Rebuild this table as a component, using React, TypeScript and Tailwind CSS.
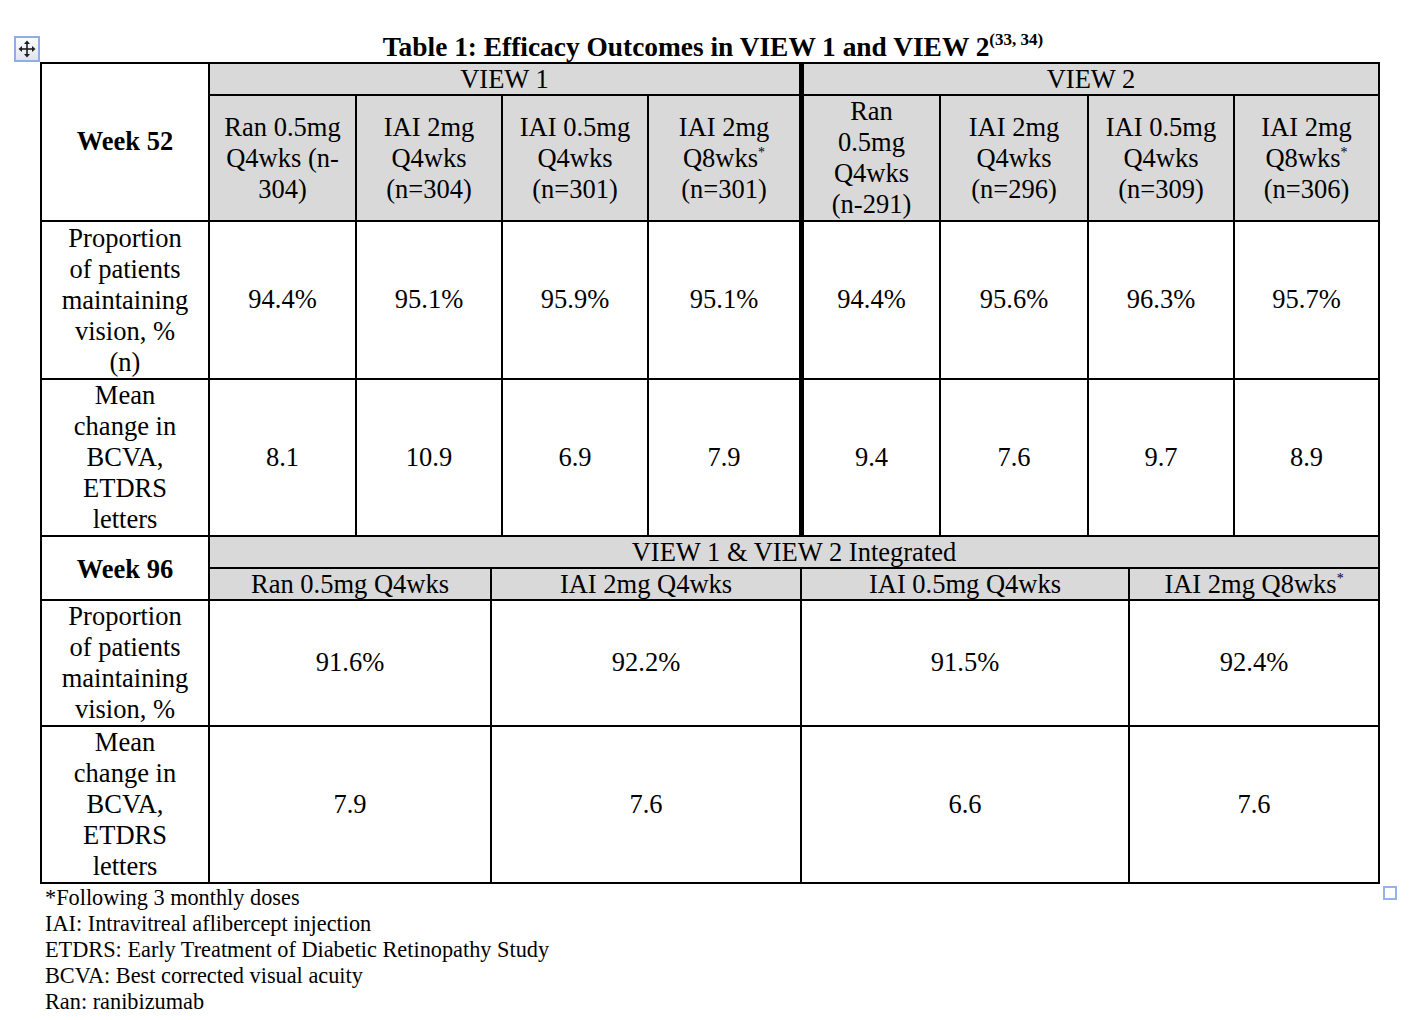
import React from "react";

const serif = "font-['Liberation_Serif','Times_New_Roman',serif]";
const cell = "flex items-center justify-center text-center bg-white";
const head = "flex items-center justify-center text-center bg-[#d9d9d9]";
const thick = "border-l-[3px] border-black";

function Star() {
  return <sup className="relative -top-[10px] text-[14px]">*</sup>;
}

function Lines({ lines }: { lines: React.ReactNode[] }) {
  return (
    <div className="leading-[31px]">
      {lines.map((l, i) => (
        <div key={i}>{l}</div>
      ))}
    </div>
  );
}

const view52Heads: React.ReactNode[][] = [
  ["Ran 0.5mg", "Q4wks (n-", "304)"],
  ["IAI 2mg", "Q4wks", "(n=304)"],
  ["IAI 0.5mg", "Q4wks", "(n=301)"],
  [
    "IAI 2mg",
    <>
      Q8wks
      <Star />
    </>,
    "(n=301)",
  ],
  ["Ran", "0.5mg", "Q4wks", "(n-291)"],
  ["IAI 2mg", "Q4wks", "(n=296)"],
  ["IAI 0.5mg", "Q4wks", "(n=309)"],
  [
    "IAI 2mg",
    <>
      Q8wks
      <Star />
    </>,
    "(n=306)",
  ],
];

const prop52 = ["94.4%", "95.1%", "95.9%", "95.1%", "94.4%", "95.6%", "96.3%", "95.7%"];
const mean52 = ["8.1", "10.9", "6.9", "7.9", "9.4", "7.6", "9.7", "8.9"];

const heads96: React.ReactNode[] = [
  "Ran 0.5mg Q4wks",
  "IAI 2mg Q4wks",
  "IAI 0.5mg Q4wks",
  <>
    IAI 2mg Q8wks
    <Star />
  </>,
];
const prop96 = ["91.6%", "92.2%", "91.5%", "92.4%"];
const mean96 = ["7.9", "7.6", "6.6", "7.6"];

function MoveHandle() {
  return (
    <div className="absolute left-[14px] top-[36px] flex h-[26px] w-[26px] items-center justify-center border-2 border-[#8eaee6] bg-gradient-to-b from-[#fbfcfe] to-[#dfe5ef]">
      <svg width="18" height="18" viewBox="0 0 18 18" fill="#1f1f1f">
        <rect x="8.2" y="3" width="1.6" height="12" />
        <rect x="3" y="8.2" width="12" height="1.6" />
        <path d="M9 0.5 L12 4 L6 4 Z" />
        <path d="M9 17.5 L12 14 L6 14 Z" />
        <path d="M0.5 9 L4 6 L4 12 Z" />
        <path d="M17.5 9 L14 6 L14 12 Z" />
      </svg>
    </div>
  );
}

export default function App() {
  return (
    <div className={`relative min-h-[1020px] w-[1414px] bg-white text-black ${serif}`}>
      <MoveHandle />
      <div className="absolute left-[1383px] top-[886px] h-[14px] w-[14px] border-2 border-[#93b3ea] bg-white" />

      <div className="pl-[40px] pt-[32px]">
        <div className="w-[1340px] pl-[6px] text-center text-[27.4px] font-bold leading-[30px]">
          Table 1: Efficacy Outcomes in VIEW 1 and VIEW 2
          <sup className="relative -top-[11px] text-[17px]">(33, 34)</sup>
        </div>

        {/* Week 52 */}
        <div className="grid w-[1340px] grid-cols-[166px_145px_144px_144px_150px_138px_146px_144px_143px] grid-rows-[30px_124px_156px_155px] gap-[2px] bg-black p-[2px] text-[26.5px]">
          <div className={`${cell} row-span-2 font-bold`}>Week 52</div>
          <div className={`${head} col-span-4 leading-[30px]`}>VIEW 1</div>
          <div className={`${head} ${thick} col-span-4 leading-[30px]`}>VIEW 2</div>
          {view52Heads.map((h, i) => (
            <div key={i} className={`${head} ${i === 4 ? thick : ""}`}>
              <Lines lines={h} />
            </div>
          ))}

          <div className={cell}>
            <Lines lines={["Proportion", "of patients", "maintaining", "vision, %", "(n)"]} />
          </div>
          {prop52.map((v, i) => (
            <div key={i} className={`${cell} ${i === 4 ? thick : ""}`}>
              {v}
            </div>
          ))}

          <div className={cell}>
            <Lines lines={["Mean", "change in", "BCVA,", "ETDRS", "letters"]} />
          </div>
          {mean52.map((v, i) => (
            <div key={i} className={`${cell} ${i === 4 ? thick : ""}`}>
              {v}
            </div>
          ))}
        </div>

        {/* Week 96 */}
        <div className="grid w-[1340px] grid-cols-[166px_280px_308px_326px_248px] grid-rows-[30px_30px_124px_155px] gap-[2px] bg-black px-[2px] pb-[2px] text-[26.5px]">
          <div className={`${cell} row-span-2 pt-[3px] font-bold`}>Week 96</div>
          <div className={`${head} col-span-4 leading-[30px]`}>VIEW 1 &amp; VIEW 2 Integrated</div>
          {heads96.map((h, i) => (
            <div key={i} className={`${head} leading-[30px]`}>
              <span>{h}</span>
            </div>
          ))}

          <div className={cell}>
            <Lines lines={["Proportion", "of patients", "maintaining", "vision, %"]} />
          </div>
          {prop96.map((v, i) => (
            <div key={i} className={cell}>
              {v}
            </div>
          ))}

          <div className={cell}>
            <Lines lines={["Mean", "change in", "BCVA,", "ETDRS", "letters"]} />
          </div>
          {mean96.map((v, i) => (
            <div key={i} className={cell}>
              {v}
            </div>
          ))}
        </div>

        <div className="pl-[5px] pt-[1px] text-[22.3px] leading-[26px]">
          <div>*Following 3 monthly doses</div>
          <div>IAI: Intravitreal aflibercept injection</div>
          <div>ETDRS: Early Treatment of Diabetic Retinopathy Study</div>
          <div>BCVA: Best corrected visual acuity</div>
          <div>Ran: ranibizumab</div>
        </div>
      </div>
    </div>
  );
}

▸ GIVEN REQUEST
Reproduce the full listing faithfully, but do not carry over any pictures.

▸ EXERCISE RESULT
Rebuild this table as a component, using React, TypeScript and Tailwind CSS.
import React from "react";

const serif = "font-['Liberation_Serif','Times_New_Roman',serif]";
const cell = "flex items-center justify-center text-center bg-white";
const head = "flex items-center justify-center text-center bg-[#d9d9d9]";
const thick = "border-l-[3px] border-black";

function Star() {
  return <sup className="relative -top-[10px] text-[14px]">*</sup>;
}

function Lines({ lines }: { lines: React.ReactNode[] }) {
  return (
    <div className="leading-[31px]">
      {lines.map((l, i) => (
        <div key={i}>{l}</div>
      ))}
    </div>
  );
}

const view52Heads: React.ReactNode[][] = [
  ["Ran 0.5mg", "Q4wks (n-", "304)"],
  ["IAI 2mg", "Q4wks", "(n=304)"],
  ["IAI 0.5mg", "Q4wks", "(n=301)"],
  [
    "IAI 2mg",
    <>
      Q8wks
      <Star />
    </>,
    "(n=301)",
  ],
  ["Ran", "0.5mg", "Q4wks", "(n-291)"],
  ["IAI 2mg", "Q4wks", "(n=296)"],
  ["IAI 0.5mg", "Q4wks", "(n=309)"],
  [
    "IAI 2mg",
    <>
      Q8wks
      <Star />
    </>,
    "(n=306)",
  ],
];

const prop52 = ["94.4%", "95.1%", "95.9%", "95.1%", "94.4%", "95.6%", "96.3%", "95.7%"];
const mean52 = ["8.1", "10.9", "6.9", "7.9", "9.4", "7.6", "9.7", "8.9"];

const heads96: React.ReactNode[] = [
  "Ran 0.5mg Q4wks",
  "IAI 2mg Q4wks",
  "IAI 0.5mg Q4wks",
  <>
    IAI 2mg Q8wks
    <Star />
  </>,
];
const prop96 = ["91.6%", "92.2%", "91.5%", "92.4%"];
const mean96 = ["7.9", "7.6", "6.6", "7.6"];

function MoveHandle() {
  return (
    <div className="absolute left-[14px] top-[36px] flex h-[26px] w-[26px] items-center justify-center border-2 border-[#8eaee6] bg-gradient-to-b from-[#fbfcfe] to-[#dfe5ef]">
      <svg width="18" height="18" viewBox="0 0 18 18" fill="#1f1f1f">
        <rect x="8.2" y="3" width="1.6" height="12" />
        <rect x="3" y="8.2" width="12" height="1.6" />
        <path d="M9 0.5 L12 4 L6 4 Z" />
        <path d="M9 17.5 L12 14 L6 14 Z" />
        <path d="M0.5 9 L4 6 L4 12 Z" />
        <path d="M17.5 9 L14 6 L14 12 Z" />
      </svg>
    </div>
  );
}

export default function App() {
  return (
    <div className={`relative min-h-[1020px] w-[1414px] bg-white text-black ${serif}`}>
      <MoveHandle />
      <div className="absolute left-[1383px] top-[886px] h-[14px] w-[14px] border-2 border-[#93b3ea] bg-white" />

      <div className="pl-[40px] pt-[32px]">
        <div className="w-[1340px] pl-[6px] text-center text-[27.4px] font-bold leading-[30px]">
          Table 1: Efficacy Outcomes in VIEW 1 and VIEW 2
          <sup className="relative -top-[11px] text-[17px]">(33, 34)</sup>
        </div>

        {/* Week 52 */}
        <div className="grid w-[1340px] grid-cols-[166px_145px_144px_144px_150px_138px_146px_144px_143px] grid-rows-[30px_124px_156px_155px] gap-[2px] bg-black p-[2px] text-[26.5px]">
          <div className={`${cell} row-span-2 font-bold`}>Week 52</div>
          <div className={`${head} col-span-4 leading-[30px]`}>VIEW 1</div>
          <div className={`${head} ${thick} col-span-4 leading-[30px]`}>VIEW 2</div>
          {view52Heads.map((h, i) => (
            <div key={i} className={`${head} ${i === 4 ? thick : ""}`}>
              <Lines lines={h} />
            </div>
          ))}

          <div className={cell}>
            <Lines lines={["Proportion", "of patients", "maintaining", "vision, %", "(n)"]} />
          </div>
          {prop52.map((v, i) => (
            <div key={i} className={`${cell} ${i === 4 ? thick : ""}`}>
              {v}
            </div>
          ))}

          <div className={cell}>
            <Lines lines={["Mean", "change in", "BCVA,", "ETDRS", "letters"]} />
          </div>
          {mean52.map((v, i) => (
            <div key={i} className={`${cell} ${i === 4 ? thick : ""}`}>
              {v}
            </div>
          ))}
        </div>

        {/* Week 96 */}
        <div className="grid w-[1340px] grid-cols-[166px_280px_308px_326px_248px] grid-rows-[30px_30px_124px_155px] gap-[2px] bg-black px-[2px] pb-[2px] text-[26.5px]">
          <div className={`${cell} row-span-2 pt-[3px] font-bold`}>Week 96</div>
          <div className={`${head} col-span-4 leading-[30px]`}>VIEW 1 &amp; VIEW 2 Integrated</div>
          {heads96.map((h, i) => (
            <div key={i} className={`${head} leading-[30px]`}>
              <span>{h}</span>
            </div>
          ))}

          <div className={cell}>
            <Lines lines={["Proportion", "of patients", "maintaining", "vision, %"]} />
          </div>
          {prop96.map((v, i) => (
            <div key={i} className={cell}>
              {v}
            </div>
          ))}

          <div className={cell}>
            <Lines lines={["Mean", "change in", "BCVA,", "ETDRS", "letters"]} />
          </div>
          {mean96.map((v, i) => (
            <div key={i} className={cell}>
              {v}
            </div>
          ))}
        </div>

        <div className="pl-[5px] pt-[1px] text-[22.3px] leading-[26px]">
          <div>*Following 3 monthly doses</div>
          <div>IAI: Intravitreal aflibercept injection</div>
          <div>ETDRS: Early Treatment of Diabetic Retinopathy Study</div>
          <div>BCVA: Best corrected visual acuity</div>
          <div>Ran: ranibizumab</div>
        </div>
      </div>
    </div>
  );
}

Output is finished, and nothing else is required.